## BEGIN

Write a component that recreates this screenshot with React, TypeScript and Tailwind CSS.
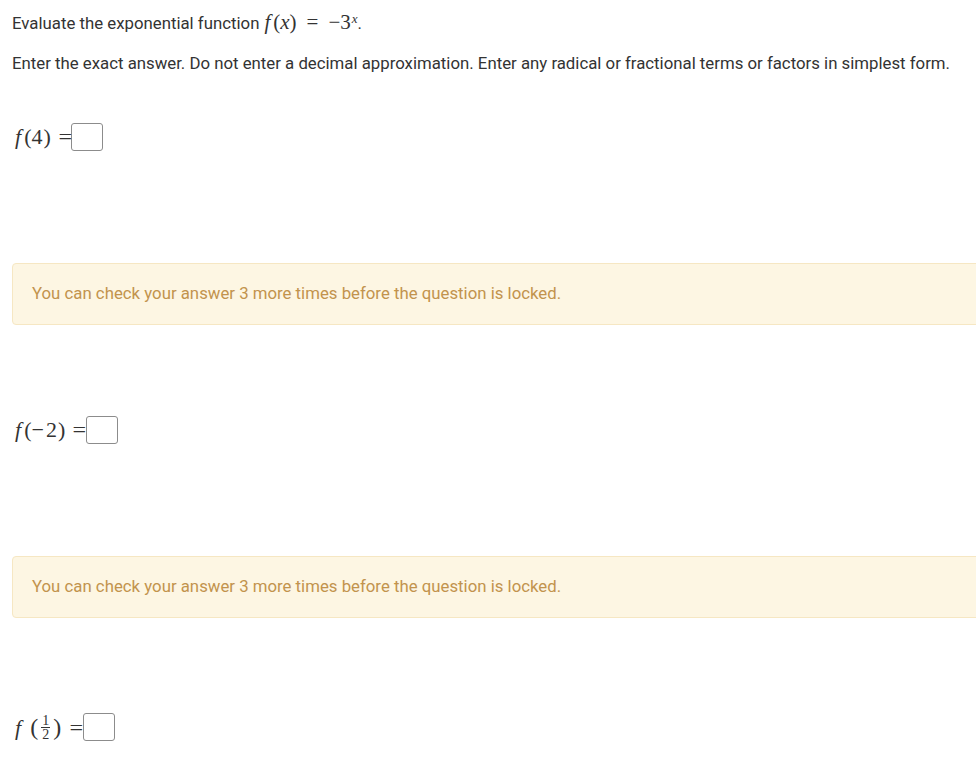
import React from 'react';

function AnswerBox() {
    return <span className="inline-block w-[32px] h-[28px] border border-[#8c8c8c] rounded-[3px] bg-white" />;
}

function Alert() {
    return (
        <div className="w-[990px] h-[62px] bg-[#fdf6e3] border border-[#f6e7c3] rounded-[4px] flex items-center pl-[19px] text-[16.8px] text-[#c2934d]">
            You can check your answer 3 more times before the question is locked.
        </div>
    );
}

function Fn({ children }: { children: React.ReactNode }) {
    return (
        <span className="flex items-center font-['Liberation_Serif',serif] text-[22px] leading-[28px] text-[#333] whitespace-pre">
            <i className="mr-[3px]">f</i>
            <span>(</span>
            <span className="tracking-[1px]">{children}</span>
            <span>)</span>
            <span className="ml-[8px] scale-x-110">=</span>
        </span>
    );
}

export default function App() {
    return (
        <div className="w-[976px] h-[763px] overflow-hidden bg-white font-['Roboto',sans-serif] text-[#333] pl-[12px]">
            <p className="pt-[11px] text-[16.8px] leading-[24px]">
                Evaluate the exponential function
                <span className="ml-[5px] font-['Liberation_Serif',serif] text-[21px] leading-[20px] whitespace-pre">
                    <i className="mr-[3px]">f</i>(<i>x</i>)<span className="mx-[10px]">=</span>−3<sup className="text-[13px] italic ml-[1px]">x</sup>
                </span>
                .
            </p>
            <p className="mt-[16px] text-[16.8px] leading-[24px]">
                Enter the exact answer. Do not enter a decimal approximation. Enter any radical or fractional terms or factors in simplest form.
            </p>

            <div className="mt-[48px] flex items-center pl-[3px]">
                <Fn>4</Fn>
                <AnswerBox />
            </div>

            <div className="mt-[112px]">
                <Alert />
            </div>

            <div className="mt-[91px] flex items-center pl-[3px]">
                <Fn>
                    <span className="mr-[1px]">−</span>2
                </Fn>
                <AnswerBox />
            </div>

            <div className="mt-[112px]">
                <Alert />
            </div>

            <div className="mt-[91px] flex items-center pl-[3px]">
                <span className="font-['Liberation_Serif',serif] text-[22px] text-[#333] flex items-center">
                    <i>f</i>
                    <span className="ml-[9px] text-[24px]">(</span>
                    <span className="inline-flex flex-col items-center text-[14px] leading-[13px] mx-[3px]">
                        <span>1</span>
                        <span className="w-[9px] border-t border-[#333]" />
                        <span>2</span>
                    </span>
                    <span className="text-[24px]">)</span>
                    <span className="ml-[9px] scale-x-110">=</span>
                </span>
                <AnswerBox />
            </div>
        </div>
    );
}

## END

(EXERCISE DIRECTIONS): Leave the pictures out and copy the rest of the data exactly.

(EXERCISE OUTPUT):
Write a component that recreates this screenshot with React, TypeScript and Tailwind CSS.
import React from 'react';

function AnswerBox() {
    return <span className="inline-block w-[32px] h-[28px] border border-[#8c8c8c] rounded-[3px] bg-white" />;
}

function Alert() {
    return (
        <div className="w-[990px] h-[62px] bg-[#fdf6e3] border border-[#f6e7c3] rounded-[4px] flex items-center pl-[19px] text-[16.8px] text-[#c2934d]">
            You can check your answer 3 more times before the question is locked.
        </div>
    );
}

function Fn({ children }: { children: React.ReactNode }) {
    return (
        <span className="flex items-center font-['Liberation_Serif',serif] text-[22px] leading-[28px] text-[#333] whitespace-pre">
            <i className="mr-[3px]">f</i>
            <span>(</span>
            <span className="tracking-[1px]">{children}</span>
            <span>)</span>
            <span className="ml-[8px] scale-x-110">=</span>
        </span>
    );
}

export default function App() {
    return (
        <div className="w-[976px] h-[763px] overflow-hidden bg-white font-['Roboto',sans-serif] text-[#333] pl-[12px]">
            <p className="pt-[11px] text-[16.8px] leading-[24px]">
                Evaluate the exponential function
                <span className="ml-[5px] font-['Liberation_Serif',serif] text-[21px] leading-[20px] whitespace-pre">
                    <i className="mr-[3px]">f</i>(<i>x</i>)<span className="mx-[10px]">=</span>−3<sup className="text-[13px] italic ml-[1px]">x</sup>
                </span>
                .
            </p>
            <p className="mt-[16px] text-[16.8px] leading-[24px]">
                Enter the exact answer. Do not enter a decimal approximation. Enter any radical or fractional terms or factors in simplest form.
            </p>

            <div className="mt-[48px] flex items-center pl-[3px]">
                <Fn>4</Fn>
                <AnswerBox />
            </div>

            <div className="mt-[112px]">
                <Alert />
            </div>

            <div className="mt-[91px] flex items-center pl-[3px]">
                <Fn>
                    <span className="mr-[1px]">−</span>2
                </Fn>
                <AnswerBox />
            </div>

            <div className="mt-[112px]">
                <Alert />
            </div>

            <div className="mt-[91px] flex items-center pl-[3px]">
                <span className="font-['Liberation_Serif',serif] text-[22px] text-[#333] flex items-center">
                    <i>f</i>
                    <span className="ml-[9px] text-[24px]">(</span>
                    <span className="inline-flex flex-col items-center text-[14px] leading-[13px] mx-[3px]">
                        <span>1</span>
                        <span className="w-[9px] border-t border-[#333]" />
                        <span>2</span>
                    </span>
                    <span className="text-[24px]">)</span>
                    <span className="ml-[9px] scale-x-110">=</span>
                </span>
                <AnswerBox />
            </div>
        </div>
    );
}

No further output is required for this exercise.